Begin

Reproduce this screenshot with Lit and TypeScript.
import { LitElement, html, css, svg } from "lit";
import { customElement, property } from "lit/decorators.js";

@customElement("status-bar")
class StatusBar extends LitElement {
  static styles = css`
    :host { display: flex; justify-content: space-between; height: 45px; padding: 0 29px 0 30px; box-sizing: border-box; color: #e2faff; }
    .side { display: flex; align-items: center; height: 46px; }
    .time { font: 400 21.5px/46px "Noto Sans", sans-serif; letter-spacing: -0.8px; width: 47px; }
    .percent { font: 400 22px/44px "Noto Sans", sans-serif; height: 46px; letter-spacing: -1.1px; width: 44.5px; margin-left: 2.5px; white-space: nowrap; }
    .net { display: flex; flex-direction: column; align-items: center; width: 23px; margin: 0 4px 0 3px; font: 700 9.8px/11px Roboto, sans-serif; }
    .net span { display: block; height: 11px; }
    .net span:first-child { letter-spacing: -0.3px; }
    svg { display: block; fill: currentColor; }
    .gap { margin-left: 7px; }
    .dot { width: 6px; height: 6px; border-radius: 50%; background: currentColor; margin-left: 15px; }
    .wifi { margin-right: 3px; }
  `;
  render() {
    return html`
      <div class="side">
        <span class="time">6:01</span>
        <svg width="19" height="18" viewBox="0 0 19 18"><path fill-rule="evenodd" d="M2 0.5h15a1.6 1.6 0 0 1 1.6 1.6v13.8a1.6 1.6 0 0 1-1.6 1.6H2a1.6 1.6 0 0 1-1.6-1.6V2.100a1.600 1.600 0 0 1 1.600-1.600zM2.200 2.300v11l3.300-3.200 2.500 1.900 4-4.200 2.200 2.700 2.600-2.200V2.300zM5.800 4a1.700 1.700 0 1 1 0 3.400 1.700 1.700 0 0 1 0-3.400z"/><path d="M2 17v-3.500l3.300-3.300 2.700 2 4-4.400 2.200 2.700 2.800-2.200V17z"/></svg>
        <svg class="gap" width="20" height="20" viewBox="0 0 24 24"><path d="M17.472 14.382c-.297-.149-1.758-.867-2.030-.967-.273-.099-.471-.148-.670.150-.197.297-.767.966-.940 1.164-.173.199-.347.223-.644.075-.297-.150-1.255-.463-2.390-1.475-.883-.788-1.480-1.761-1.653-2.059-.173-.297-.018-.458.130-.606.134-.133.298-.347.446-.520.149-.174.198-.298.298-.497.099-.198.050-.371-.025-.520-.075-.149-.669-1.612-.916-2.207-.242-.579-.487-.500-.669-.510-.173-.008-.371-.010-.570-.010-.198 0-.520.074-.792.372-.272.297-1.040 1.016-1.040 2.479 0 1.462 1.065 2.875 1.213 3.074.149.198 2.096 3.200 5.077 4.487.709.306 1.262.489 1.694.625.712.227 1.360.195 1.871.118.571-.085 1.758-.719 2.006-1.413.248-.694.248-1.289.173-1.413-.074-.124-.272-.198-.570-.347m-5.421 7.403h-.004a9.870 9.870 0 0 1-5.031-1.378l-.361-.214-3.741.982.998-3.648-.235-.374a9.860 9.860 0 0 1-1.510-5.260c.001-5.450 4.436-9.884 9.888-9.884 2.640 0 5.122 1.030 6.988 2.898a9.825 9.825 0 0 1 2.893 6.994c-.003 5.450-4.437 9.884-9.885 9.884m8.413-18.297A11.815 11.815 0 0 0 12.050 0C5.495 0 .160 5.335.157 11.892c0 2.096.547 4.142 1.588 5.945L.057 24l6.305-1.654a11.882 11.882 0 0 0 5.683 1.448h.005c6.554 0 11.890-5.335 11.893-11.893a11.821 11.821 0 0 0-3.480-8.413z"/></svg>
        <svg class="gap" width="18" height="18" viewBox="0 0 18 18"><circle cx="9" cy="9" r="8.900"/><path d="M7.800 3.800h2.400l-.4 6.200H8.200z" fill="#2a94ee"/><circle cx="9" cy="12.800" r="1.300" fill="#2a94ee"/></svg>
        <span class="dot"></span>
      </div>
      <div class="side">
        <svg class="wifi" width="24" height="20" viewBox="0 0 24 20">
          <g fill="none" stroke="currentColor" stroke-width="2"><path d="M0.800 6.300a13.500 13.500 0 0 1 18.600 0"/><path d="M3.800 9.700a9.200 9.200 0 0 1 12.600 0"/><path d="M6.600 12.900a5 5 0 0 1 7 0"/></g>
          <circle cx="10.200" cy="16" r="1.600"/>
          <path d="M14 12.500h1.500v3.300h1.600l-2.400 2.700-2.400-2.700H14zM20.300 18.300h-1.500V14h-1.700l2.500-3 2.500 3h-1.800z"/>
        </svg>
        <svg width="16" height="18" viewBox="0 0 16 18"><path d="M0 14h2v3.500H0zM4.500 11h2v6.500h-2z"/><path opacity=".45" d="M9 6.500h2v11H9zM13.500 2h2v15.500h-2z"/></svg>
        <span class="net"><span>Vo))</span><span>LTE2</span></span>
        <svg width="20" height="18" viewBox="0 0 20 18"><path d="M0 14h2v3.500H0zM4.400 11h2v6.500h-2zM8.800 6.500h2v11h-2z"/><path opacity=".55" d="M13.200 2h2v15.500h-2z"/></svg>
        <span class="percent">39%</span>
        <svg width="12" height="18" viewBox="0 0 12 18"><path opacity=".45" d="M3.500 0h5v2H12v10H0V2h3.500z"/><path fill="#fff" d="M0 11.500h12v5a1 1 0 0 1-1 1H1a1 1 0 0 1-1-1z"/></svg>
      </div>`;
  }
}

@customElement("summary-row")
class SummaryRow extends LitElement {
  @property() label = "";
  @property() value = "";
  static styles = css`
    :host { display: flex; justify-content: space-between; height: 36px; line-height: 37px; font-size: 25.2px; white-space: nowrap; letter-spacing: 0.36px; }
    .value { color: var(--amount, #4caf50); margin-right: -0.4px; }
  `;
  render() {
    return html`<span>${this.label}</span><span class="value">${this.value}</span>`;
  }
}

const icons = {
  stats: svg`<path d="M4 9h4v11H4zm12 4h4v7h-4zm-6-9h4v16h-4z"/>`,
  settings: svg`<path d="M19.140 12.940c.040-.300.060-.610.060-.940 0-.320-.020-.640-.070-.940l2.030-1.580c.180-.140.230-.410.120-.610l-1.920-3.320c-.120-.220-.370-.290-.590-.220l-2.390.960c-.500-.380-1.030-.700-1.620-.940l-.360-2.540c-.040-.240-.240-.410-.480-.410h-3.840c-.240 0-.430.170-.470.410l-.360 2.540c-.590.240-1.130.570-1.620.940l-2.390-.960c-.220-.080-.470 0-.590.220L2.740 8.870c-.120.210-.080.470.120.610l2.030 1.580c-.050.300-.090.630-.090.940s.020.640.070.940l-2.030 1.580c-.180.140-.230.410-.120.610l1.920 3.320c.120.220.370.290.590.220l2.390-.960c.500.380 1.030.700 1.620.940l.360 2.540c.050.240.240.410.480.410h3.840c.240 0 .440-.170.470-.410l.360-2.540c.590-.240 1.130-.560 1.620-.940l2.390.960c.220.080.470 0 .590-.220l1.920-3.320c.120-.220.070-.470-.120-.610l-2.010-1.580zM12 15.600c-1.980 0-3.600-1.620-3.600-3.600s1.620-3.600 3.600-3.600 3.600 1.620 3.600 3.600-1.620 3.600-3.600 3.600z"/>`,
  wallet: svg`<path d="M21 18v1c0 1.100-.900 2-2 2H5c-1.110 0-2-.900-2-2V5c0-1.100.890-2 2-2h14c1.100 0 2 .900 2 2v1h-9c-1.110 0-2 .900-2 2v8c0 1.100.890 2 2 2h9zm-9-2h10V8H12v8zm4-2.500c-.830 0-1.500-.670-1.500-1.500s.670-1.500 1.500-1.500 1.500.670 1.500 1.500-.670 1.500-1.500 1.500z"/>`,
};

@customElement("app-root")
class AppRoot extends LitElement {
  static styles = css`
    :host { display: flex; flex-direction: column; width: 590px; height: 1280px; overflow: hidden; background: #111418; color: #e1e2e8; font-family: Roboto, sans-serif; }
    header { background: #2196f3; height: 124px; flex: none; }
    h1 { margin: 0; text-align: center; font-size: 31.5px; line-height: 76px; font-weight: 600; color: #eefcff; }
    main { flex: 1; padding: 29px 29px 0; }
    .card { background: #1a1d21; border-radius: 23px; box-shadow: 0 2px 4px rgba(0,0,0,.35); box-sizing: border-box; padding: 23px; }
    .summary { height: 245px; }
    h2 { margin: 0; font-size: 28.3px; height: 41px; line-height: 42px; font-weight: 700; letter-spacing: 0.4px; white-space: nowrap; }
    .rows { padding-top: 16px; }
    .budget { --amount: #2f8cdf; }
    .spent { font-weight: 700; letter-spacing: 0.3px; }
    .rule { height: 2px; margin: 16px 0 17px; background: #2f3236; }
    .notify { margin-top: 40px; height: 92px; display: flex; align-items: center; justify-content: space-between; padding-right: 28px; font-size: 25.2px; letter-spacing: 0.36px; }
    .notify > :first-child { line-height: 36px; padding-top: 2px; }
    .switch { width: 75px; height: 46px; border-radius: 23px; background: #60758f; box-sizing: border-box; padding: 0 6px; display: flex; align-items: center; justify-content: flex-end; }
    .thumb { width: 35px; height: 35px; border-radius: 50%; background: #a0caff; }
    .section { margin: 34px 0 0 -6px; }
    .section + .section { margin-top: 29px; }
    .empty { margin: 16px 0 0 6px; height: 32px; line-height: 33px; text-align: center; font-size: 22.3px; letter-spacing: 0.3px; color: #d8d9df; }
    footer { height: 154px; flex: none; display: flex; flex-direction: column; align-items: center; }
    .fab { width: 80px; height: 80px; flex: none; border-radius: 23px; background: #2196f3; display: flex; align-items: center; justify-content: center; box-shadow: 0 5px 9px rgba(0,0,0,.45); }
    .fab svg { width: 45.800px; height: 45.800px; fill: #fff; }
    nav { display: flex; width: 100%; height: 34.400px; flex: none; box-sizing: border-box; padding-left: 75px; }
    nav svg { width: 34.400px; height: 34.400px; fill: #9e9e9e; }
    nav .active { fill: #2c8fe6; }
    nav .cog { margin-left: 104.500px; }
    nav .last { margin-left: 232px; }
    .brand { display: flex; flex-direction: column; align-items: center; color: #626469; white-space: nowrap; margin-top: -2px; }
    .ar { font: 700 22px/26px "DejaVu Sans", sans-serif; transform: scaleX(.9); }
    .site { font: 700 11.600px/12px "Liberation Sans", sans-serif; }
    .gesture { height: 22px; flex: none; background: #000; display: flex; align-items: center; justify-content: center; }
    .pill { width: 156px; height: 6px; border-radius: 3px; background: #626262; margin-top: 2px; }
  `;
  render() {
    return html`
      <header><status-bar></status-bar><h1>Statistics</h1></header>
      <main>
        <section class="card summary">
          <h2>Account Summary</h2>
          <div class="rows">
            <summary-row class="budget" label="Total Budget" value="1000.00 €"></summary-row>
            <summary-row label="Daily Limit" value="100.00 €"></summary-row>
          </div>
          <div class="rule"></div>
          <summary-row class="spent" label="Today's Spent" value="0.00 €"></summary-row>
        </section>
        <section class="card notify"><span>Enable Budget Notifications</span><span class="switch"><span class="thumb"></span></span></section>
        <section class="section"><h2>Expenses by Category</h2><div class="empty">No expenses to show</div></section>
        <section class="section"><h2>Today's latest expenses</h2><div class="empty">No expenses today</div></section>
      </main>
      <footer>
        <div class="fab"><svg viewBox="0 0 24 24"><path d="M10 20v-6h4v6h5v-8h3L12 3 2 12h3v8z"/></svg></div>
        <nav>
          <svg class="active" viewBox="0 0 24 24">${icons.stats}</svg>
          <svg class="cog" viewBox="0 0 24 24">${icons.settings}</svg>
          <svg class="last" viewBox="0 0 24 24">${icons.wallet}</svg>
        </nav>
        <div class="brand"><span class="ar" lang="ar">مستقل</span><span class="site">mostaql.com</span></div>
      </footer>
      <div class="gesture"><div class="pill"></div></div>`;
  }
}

End

**Set exercise**. Report every line containing the word "this" from the listing above.

**Exercise answer**.
Reproduce this screenshot with Lit and TypeScript.
    return html`<span>${this.label}</span><span class="value">${this.value}</span>`;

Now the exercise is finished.